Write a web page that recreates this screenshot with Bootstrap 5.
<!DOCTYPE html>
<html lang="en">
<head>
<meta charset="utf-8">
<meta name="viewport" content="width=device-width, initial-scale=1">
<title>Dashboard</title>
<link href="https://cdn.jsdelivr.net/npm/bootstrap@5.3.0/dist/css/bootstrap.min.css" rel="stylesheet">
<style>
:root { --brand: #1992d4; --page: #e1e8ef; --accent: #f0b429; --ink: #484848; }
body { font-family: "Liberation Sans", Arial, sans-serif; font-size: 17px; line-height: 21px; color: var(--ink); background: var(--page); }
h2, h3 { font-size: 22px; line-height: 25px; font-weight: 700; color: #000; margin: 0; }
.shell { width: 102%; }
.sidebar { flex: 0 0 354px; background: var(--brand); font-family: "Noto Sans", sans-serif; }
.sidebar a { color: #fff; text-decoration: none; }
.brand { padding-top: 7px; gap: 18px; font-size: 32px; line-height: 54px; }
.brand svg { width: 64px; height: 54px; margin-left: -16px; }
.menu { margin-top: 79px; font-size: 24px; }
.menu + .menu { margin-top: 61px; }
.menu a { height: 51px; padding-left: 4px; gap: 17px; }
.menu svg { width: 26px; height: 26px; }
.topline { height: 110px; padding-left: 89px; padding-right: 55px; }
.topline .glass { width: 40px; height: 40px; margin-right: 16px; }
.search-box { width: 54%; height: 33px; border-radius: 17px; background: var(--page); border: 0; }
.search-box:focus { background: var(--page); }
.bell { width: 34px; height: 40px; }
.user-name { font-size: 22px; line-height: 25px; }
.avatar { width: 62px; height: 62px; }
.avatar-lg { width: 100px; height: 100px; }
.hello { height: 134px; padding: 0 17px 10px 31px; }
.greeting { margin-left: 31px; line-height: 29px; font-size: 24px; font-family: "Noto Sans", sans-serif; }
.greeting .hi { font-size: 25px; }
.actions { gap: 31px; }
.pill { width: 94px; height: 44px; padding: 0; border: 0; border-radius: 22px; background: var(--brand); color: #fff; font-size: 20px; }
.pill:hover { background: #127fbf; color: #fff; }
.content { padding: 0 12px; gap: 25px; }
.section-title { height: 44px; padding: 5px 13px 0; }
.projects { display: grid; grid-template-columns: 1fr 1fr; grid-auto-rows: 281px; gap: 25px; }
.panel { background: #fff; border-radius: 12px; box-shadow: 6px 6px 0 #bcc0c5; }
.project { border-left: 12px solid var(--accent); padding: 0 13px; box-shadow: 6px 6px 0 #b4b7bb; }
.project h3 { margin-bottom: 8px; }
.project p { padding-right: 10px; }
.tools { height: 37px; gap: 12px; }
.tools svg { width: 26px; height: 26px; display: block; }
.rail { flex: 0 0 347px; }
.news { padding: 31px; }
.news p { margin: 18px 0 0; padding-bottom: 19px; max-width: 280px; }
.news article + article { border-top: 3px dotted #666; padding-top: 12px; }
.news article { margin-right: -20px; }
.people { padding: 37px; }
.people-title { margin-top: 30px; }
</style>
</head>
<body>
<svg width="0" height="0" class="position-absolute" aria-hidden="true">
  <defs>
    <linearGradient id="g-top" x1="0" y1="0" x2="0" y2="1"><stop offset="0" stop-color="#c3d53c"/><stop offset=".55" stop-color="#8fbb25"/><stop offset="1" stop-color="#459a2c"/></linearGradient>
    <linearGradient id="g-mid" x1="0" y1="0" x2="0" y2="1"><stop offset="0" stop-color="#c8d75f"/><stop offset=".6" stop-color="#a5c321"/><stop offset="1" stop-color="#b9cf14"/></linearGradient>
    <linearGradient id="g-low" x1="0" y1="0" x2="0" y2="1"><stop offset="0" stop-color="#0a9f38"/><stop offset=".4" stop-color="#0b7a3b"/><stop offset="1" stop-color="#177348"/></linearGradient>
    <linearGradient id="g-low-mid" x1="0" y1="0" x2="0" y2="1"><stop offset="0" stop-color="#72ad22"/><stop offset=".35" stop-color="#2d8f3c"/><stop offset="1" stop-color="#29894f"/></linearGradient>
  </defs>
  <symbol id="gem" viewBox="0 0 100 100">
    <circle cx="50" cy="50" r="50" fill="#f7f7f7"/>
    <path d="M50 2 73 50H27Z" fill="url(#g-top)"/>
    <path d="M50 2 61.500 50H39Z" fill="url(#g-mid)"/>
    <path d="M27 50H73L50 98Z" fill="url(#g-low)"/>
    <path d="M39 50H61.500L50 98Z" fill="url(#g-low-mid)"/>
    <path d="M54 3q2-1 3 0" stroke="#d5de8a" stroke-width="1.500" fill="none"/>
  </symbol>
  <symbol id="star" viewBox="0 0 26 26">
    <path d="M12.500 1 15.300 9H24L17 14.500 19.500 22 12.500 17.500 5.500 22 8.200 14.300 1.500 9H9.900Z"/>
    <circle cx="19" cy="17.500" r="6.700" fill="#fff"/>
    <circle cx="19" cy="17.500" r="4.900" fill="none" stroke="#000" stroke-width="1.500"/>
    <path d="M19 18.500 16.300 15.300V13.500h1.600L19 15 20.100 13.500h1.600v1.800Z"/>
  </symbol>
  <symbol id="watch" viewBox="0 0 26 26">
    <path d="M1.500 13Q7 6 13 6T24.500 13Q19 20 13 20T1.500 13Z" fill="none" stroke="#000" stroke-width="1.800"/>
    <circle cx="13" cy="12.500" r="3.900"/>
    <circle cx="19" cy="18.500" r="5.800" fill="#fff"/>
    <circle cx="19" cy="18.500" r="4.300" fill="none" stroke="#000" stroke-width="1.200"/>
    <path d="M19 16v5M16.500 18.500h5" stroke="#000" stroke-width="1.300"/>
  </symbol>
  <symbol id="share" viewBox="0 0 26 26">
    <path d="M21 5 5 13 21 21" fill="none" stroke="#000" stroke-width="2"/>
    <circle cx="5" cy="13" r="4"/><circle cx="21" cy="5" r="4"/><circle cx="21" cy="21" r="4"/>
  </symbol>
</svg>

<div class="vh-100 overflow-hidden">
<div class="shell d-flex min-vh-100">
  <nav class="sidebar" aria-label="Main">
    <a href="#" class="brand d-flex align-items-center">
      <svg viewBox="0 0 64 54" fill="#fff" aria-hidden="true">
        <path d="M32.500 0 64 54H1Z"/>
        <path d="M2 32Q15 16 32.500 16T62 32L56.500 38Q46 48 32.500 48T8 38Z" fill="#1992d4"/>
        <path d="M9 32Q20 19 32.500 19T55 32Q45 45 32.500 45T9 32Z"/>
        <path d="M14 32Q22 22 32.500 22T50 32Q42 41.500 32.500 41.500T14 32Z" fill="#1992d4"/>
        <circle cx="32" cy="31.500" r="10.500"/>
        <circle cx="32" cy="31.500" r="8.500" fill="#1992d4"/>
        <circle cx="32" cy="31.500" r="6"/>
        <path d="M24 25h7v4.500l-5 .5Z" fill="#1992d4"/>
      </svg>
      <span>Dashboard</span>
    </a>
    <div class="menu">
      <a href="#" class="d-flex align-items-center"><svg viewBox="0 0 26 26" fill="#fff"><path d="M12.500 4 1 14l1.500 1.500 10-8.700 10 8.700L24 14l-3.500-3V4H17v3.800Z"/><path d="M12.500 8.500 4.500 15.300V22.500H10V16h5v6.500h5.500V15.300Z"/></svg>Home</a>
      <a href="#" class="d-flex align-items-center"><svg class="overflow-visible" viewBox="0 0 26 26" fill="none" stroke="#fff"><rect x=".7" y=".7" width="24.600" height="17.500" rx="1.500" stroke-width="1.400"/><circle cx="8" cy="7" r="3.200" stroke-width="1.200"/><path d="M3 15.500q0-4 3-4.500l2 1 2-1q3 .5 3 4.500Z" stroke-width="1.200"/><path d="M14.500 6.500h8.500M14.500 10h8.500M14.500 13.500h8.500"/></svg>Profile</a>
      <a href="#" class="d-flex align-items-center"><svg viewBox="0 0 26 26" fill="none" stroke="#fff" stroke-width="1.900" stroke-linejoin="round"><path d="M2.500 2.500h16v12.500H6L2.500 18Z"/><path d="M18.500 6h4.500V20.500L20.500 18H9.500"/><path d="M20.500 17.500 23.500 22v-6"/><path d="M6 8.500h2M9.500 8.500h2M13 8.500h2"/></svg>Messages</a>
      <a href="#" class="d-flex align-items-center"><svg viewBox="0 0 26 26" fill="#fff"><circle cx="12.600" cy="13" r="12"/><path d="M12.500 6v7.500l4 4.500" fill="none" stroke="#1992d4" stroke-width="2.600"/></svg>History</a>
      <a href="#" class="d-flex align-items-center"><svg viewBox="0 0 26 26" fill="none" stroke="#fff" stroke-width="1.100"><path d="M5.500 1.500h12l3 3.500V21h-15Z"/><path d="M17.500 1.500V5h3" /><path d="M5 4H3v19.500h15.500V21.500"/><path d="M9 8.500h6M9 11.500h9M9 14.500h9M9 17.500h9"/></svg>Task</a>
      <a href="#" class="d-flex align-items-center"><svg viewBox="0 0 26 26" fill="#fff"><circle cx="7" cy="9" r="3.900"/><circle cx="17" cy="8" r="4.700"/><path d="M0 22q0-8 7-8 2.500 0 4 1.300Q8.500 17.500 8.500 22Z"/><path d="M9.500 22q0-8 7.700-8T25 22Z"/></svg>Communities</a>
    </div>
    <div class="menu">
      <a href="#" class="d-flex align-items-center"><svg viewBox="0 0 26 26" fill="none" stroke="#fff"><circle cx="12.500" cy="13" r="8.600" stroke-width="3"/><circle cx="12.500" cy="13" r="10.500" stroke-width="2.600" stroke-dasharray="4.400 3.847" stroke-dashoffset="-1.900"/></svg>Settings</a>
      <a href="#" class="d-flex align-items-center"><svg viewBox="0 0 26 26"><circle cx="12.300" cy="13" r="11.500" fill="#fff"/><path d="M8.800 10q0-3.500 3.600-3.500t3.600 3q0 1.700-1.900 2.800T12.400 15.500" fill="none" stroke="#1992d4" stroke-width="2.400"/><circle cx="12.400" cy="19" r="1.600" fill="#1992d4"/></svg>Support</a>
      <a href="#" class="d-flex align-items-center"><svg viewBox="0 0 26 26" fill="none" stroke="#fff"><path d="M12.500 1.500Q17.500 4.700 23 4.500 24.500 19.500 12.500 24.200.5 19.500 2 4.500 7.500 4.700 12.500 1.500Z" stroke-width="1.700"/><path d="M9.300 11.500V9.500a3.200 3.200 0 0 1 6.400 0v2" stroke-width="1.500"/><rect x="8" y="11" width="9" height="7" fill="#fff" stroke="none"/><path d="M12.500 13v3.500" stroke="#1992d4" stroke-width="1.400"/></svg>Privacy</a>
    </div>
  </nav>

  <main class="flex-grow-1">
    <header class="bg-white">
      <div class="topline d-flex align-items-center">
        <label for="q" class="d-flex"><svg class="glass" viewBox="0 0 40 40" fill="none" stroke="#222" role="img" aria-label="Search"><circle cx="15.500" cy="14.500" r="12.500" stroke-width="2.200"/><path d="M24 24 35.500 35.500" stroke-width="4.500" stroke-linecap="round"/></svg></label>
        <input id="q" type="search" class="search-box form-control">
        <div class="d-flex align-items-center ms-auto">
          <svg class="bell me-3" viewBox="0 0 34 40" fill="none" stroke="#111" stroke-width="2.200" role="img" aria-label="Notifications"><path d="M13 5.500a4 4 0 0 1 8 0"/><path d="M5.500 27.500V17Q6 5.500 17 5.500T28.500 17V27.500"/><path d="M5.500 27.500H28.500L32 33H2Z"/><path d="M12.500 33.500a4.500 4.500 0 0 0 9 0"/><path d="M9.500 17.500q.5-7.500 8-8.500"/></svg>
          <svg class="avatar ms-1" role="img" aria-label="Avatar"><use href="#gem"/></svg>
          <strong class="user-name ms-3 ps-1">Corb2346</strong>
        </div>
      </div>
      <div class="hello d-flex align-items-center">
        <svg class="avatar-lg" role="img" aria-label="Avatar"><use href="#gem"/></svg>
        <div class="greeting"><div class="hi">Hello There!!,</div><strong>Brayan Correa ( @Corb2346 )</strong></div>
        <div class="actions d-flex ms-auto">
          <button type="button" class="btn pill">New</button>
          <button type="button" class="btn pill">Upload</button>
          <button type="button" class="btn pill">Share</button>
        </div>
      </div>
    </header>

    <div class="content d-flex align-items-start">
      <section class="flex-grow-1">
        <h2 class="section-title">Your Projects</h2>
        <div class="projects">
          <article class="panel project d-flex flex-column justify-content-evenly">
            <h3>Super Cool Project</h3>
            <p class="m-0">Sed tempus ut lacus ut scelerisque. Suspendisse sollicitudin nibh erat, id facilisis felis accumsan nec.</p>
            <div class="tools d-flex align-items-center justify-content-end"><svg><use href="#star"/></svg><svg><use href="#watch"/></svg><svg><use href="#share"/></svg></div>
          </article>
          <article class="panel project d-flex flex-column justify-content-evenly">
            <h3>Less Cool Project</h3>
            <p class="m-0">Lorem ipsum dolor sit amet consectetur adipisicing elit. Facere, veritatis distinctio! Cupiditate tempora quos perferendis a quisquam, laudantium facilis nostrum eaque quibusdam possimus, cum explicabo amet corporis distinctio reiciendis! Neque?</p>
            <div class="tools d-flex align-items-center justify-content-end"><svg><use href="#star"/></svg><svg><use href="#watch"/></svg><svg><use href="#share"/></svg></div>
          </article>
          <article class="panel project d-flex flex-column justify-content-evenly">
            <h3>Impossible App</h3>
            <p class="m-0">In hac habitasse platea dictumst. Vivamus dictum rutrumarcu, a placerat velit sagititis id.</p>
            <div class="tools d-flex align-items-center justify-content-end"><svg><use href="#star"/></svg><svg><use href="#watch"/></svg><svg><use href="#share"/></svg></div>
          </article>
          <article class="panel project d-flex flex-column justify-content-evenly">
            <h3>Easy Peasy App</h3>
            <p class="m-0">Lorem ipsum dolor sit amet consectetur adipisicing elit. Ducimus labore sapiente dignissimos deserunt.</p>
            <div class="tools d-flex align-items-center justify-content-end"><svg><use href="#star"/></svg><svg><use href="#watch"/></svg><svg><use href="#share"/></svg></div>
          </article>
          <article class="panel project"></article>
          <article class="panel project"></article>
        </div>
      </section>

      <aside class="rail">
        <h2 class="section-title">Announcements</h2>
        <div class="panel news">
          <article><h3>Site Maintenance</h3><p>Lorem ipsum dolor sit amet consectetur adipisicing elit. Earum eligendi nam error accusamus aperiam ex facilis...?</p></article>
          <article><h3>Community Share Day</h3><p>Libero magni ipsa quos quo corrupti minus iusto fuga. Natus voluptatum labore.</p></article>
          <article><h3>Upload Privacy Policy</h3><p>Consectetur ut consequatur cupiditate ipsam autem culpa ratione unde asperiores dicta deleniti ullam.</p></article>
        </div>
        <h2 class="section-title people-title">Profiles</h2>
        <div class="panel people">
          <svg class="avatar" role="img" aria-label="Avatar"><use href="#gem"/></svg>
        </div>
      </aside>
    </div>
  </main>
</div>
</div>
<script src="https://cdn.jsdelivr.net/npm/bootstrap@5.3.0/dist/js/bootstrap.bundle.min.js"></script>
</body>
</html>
+++++
- **Work to be completed**: Pick out the lines containing the word "page" and show them.

- **The reply**:
Write a web page that recreates this screenshot with Bootstrap 5.
:root { --brand: #1992d4; --page: #e1e8ef; --accent: #f0b429; --ink: #484848; }
body { font-family: "Liberation Sans", Arial, sans-serif; font-size: 17px; line-height: 21px; color: var(--ink); background: var(--page); }
.search-box { width: 54%; height: 33px; border-radius: 17px; background: var(--page); border: 0; }
.search-box:focus { background: var(--page); }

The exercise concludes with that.